I don’t consider myself an adrenaline junkie. Despite the fact that even just the word “adrenaline” makes my heart beat a little faster, I’m not addicted to its effects. While college life and the YOLO* phenomenon has made me a bit of a thrill-seeker, it’s for me more about new experiences, especially ones that take me out of my comfort zone.
*Note: For the old[er] people out there reading this blog who don’t know what this is (ahem, Mom and Dad) YOLO stands for “You Only Live Once”. Today’s hip hop culture raps about it while the young adult/high school and college-freshman aged facebook population uses it as an excuse for every kind of risky behavior you can think of. Comforting, right? Misuse aside, it is still a popular and respected quotation to live by—more sophisticatedly known as carpe diem, or maybe Abraham Lincoln’s “It’s the life in your years that count.”
Besides, that was the most common advice I heard right before I started college: get yourself out of your comfort zone. In fact, most of us grow up hearing “try new things!” constantly. Early on, it was code for “eat your broccoli and Brussels sprouts”; now, it’s more applicable to actual life experiences. And now, it is the most common advice I give out myself… in whatever advice-giving authority I have.
Sometimes, I’d say I have a lot of this authority. Studying abroad is the epitome of getting yourself out of your comfort zone in college. July 3, 2012: I’ll swear on the books I’m not fluent in Spanish. Nine years of study aside, I only know the classroom stuff, so naturally the thought of being completely immersed in the language and culture is intimidating—like being thrown into a tornado. It is just as exciting as it is nerve-racking; I’m sure I’ve confused both of these emotions.
Most of everyone I’ve talked to who has studied abroad elaborated on a similar emotional experience: the apprehension that builds up during prep for the trip is transformed almost immediately into what becomes the best experience of the student’s life. Indeed, it sounds like a type of adrenaline addiction: a rush or high that rewards the body with “exquisite pleasure or pain relief” after such a huge build-up of nervousness as the body prepares to either “fight or flight” (http://www.pvc.maricopa.edu/puma/apr06/addiction.html).
But it also sounds like the healthy kind of adrenaline addiction since it is one from which I’ll acquire a better understanding of worldwide culture, a proficiency in Spanish in an increasingly-multilingual world, a first-hand practice with independence, and a shot at fulfilling my role as a global citizen… all desired study abroad outcomes and accomplishments I talked about in my essays for scholarship applications.
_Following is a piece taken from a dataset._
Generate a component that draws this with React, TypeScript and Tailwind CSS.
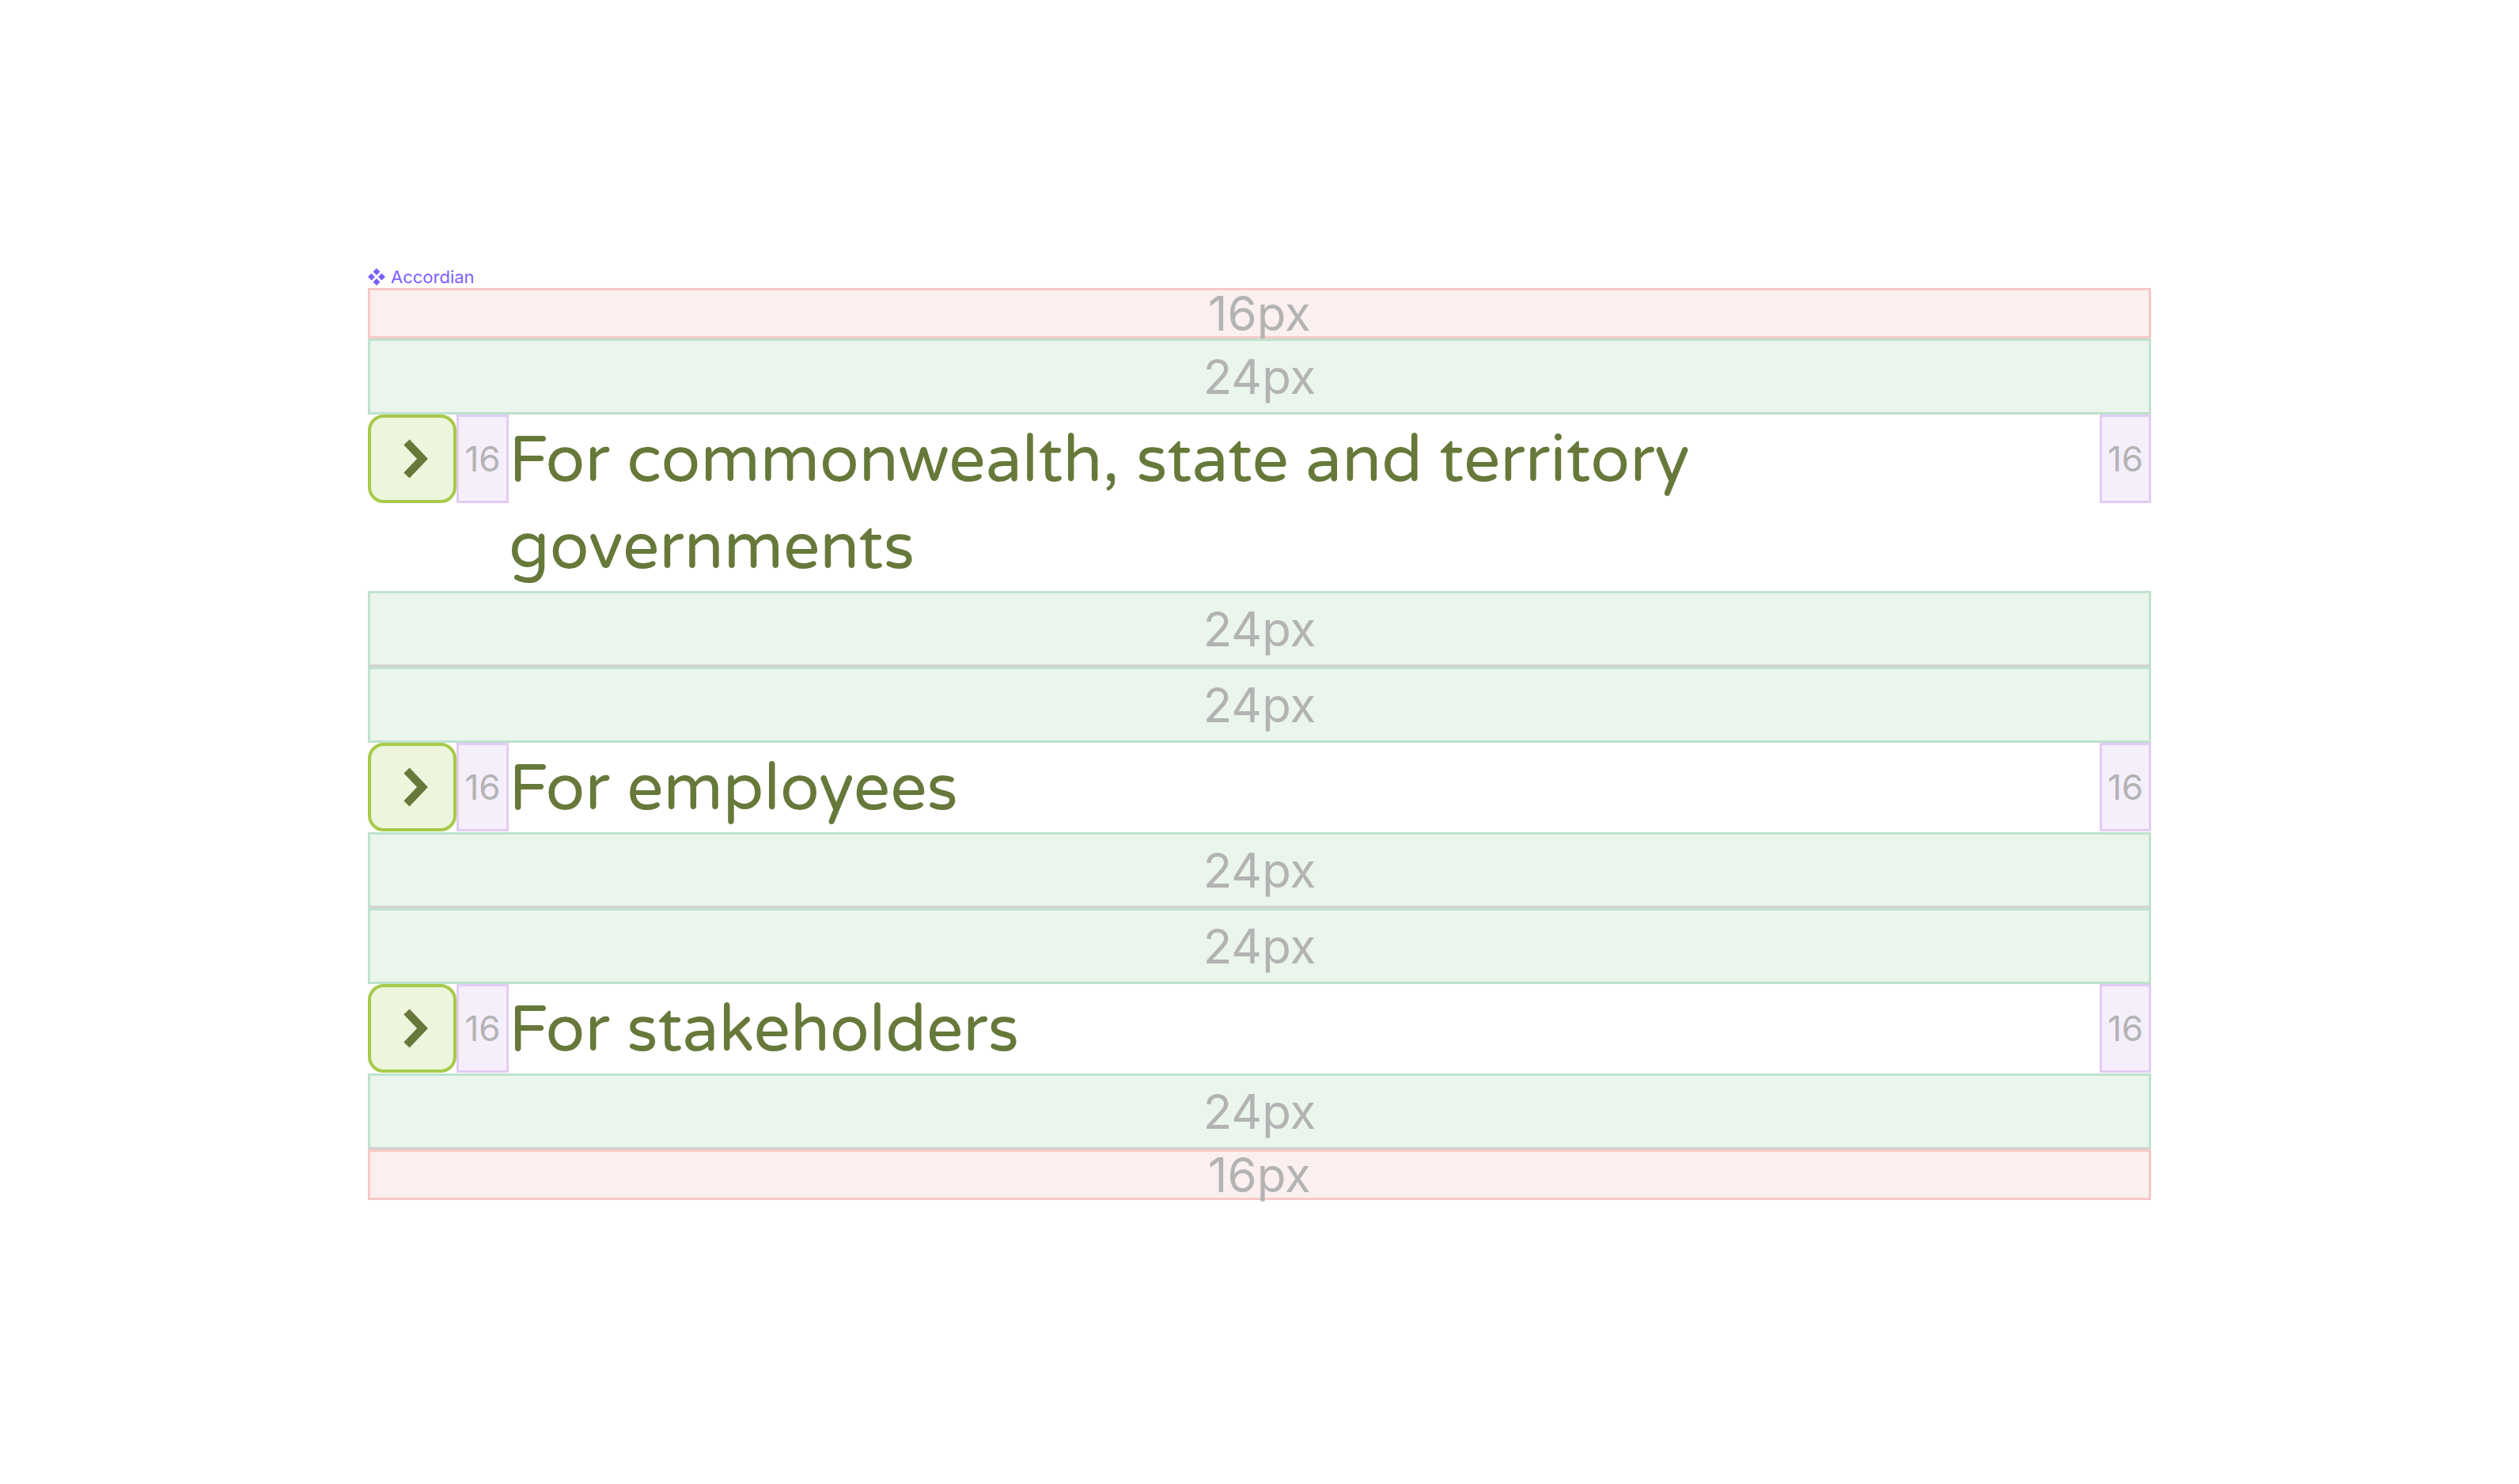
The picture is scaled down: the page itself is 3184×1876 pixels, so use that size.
const headingFont = { fontFamily: "'Varela Round', 'Open Sans', sans-serif" };

function Diamond() {
  return (
    <svg width="22" height="22" viewBox="0 0 22 22" className="shrink-0">
      <g fill="#7b61ff">
        <path d="M11 0 L15.5 4.5 L11 9 L6.5 4.5 Z" />
        <path d="M11 13 L15.5 17.5 L11 22 L6.5 17.5 Z" />
        <path d="M4.5 6.5 L9 11 L4.5 15.5 L0 11 Z" />
        <path d="M17.5 6.5 L22 11 L17.5 15.5 L13 11 Z" />
      </g>
    </svg>
  );
}

function Chevron() {
  return (
    <svg width="34" height="50" viewBox="0 0 34 50" className="ml-[8px]">
      <polyline
        points="6,4 26,25 6,46"
        fill="none"
        stroke="#66793a"
        strokeWidth="10"
        strokeLinecap="butt"
        strokeLinejoin="miter"
      />
    </svg>
  );
}

function Spacer({
  label,
  tone,
  divider,
}: {
  label: string;
  tone: "pink" | "green";
  divider?: boolean;
}) {
  const box =
    tone === "pink"
      ? "h-[64px] bg-[#fcefef] border-[3px] border-[#f6c9c9]"
      : divider
        ? "h-[96px] bg-[#eaf5ec] border-[3px] border-[#bfe2cd] border-b-[#d2d2d2]"
        : "h-[96px] bg-[#eaf5ec] border-[3px] border-[#bfe2cd]";
  return (
    <div className={`${box} flex items-center justify-center`}>
      <span className="font-['Inter'] text-[60px] leading-none text-[#b3b3b3]">
        {label}
      </span>
    </div>
  );
}

function Gap16({ wide }: { wide?: boolean }) {
  return (
    <div
      className={`${wide ? "w-[66px]" : "w-[65px]"} h-[112px] shrink-0 border-[3px] border-[#e2ccf4] bg-[#f5effc] flex items-center justify-center`}
    >
      <span className="font-['Inter'] text-[44px] leading-none text-[#b3b3b3]">16</span>
    </div>
  );
}

function Row({ title }: { title: string }) {
  return (
    <div className="flex items-start bg-white">
      <div className="w-[112px] h-[112px] shrink-0 rounded-[20px] border-4 border-[#a8c94a] bg-[#edf5dc] flex items-center justify-center">
        <Chevron />
      </div>
      <Gap16 wide />
      <div
        style={headingFont}
        className="flex-1 text-[82px] leading-[110px] pt-[3px] text-[#66793a]"
      >
        {title}
      </div>
      <Gap16 />
    </div>
  );
}

export default function App() {
  return (
    <div className="min-h-screen bg-white pl-[465px] pt-[337px]">
      <div className="w-[2254px] flex flex-col">
        <div className="flex items-center gap-[7px] h-[26px] mb-[1px]">
          <Diamond />
          <span className="font-['Inter'] text-[22px] leading-none text-[#7b61ff]">
            Accordian
          </span>
        </div>
        <Spacer label="16px" tone="pink" />
        <Spacer label="24px" tone="green" />
        <Row title="For commonwealth, state and territory governments" />
        <Spacer label="24px" tone="green" divider />
        <Spacer label="24px" tone="green" />
        <Row title="For employees" />
        <Spacer label="24px" tone="green" divider />
        <Spacer label="24px" tone="green" />
        <Row title="For stakeholders" />
        <Spacer label="24px" tone="green" divider />
        <Spacer label="16px" tone="pink" />
      </div>
    </div>
  );
}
So if I’m addicted to the adrenaline to come, fine.
When I went skydiving at the end of my first year of college, I could barely speak I was so nervous during the plane ride up to about 13,000 feet of elevation. As a tandem diver, I had an instructor attached to my back, and I will never forget the three seconds right before we jumped out of the plane. We stood on the edge of the open door, on the threshold of indoor comfort and rushing atmosphere, of safety and the near lunacy it must take to front flip out of the side of an airplane, and the instructor began the countdown.
At “ready”, he leaned us forward so the wind at that altitude roared past our faces, loudly enough that it’s the most prominent detail I remember. At “set” he rocked us back over the edge of the plane, so that this time the comparative silence almost broke my eardrums. Then I was scared.
On “go” we were hurtling through the air, back through that atmosphere which I later read hits a skydiver with the mph of a hurricane.
It was exhilarating.
But that climax of overwhelming anxiety right before the adrenaline is transformed into endorphins only had to last three seconds—ready, set, go. Ideally, that would be all it had to last. You can’t stand on the edge of an airplane for weeks rocking back and forth between the hesitation and the thrill; you just close your eyes and jump. That’s what thrill-seeking is all about: you just do it.
Yet hovering on the threshold for weeks and weeks is exactly what I’m forced to do as I count down the time until I leave for Spain and this new language and life experience which awaits me. All I can say about my prep for the trip this summer is how nervous I am to throw myself into this other culture and leave with everything I currently know on hiatus for four months. It’s easy to forget that I’ll be taking classes and studying, especially when I compare the experience to skydiving.
But I’ll take it, even with a ready, set, go that lasts three months instead of three seconds. Bring it, adrenalina.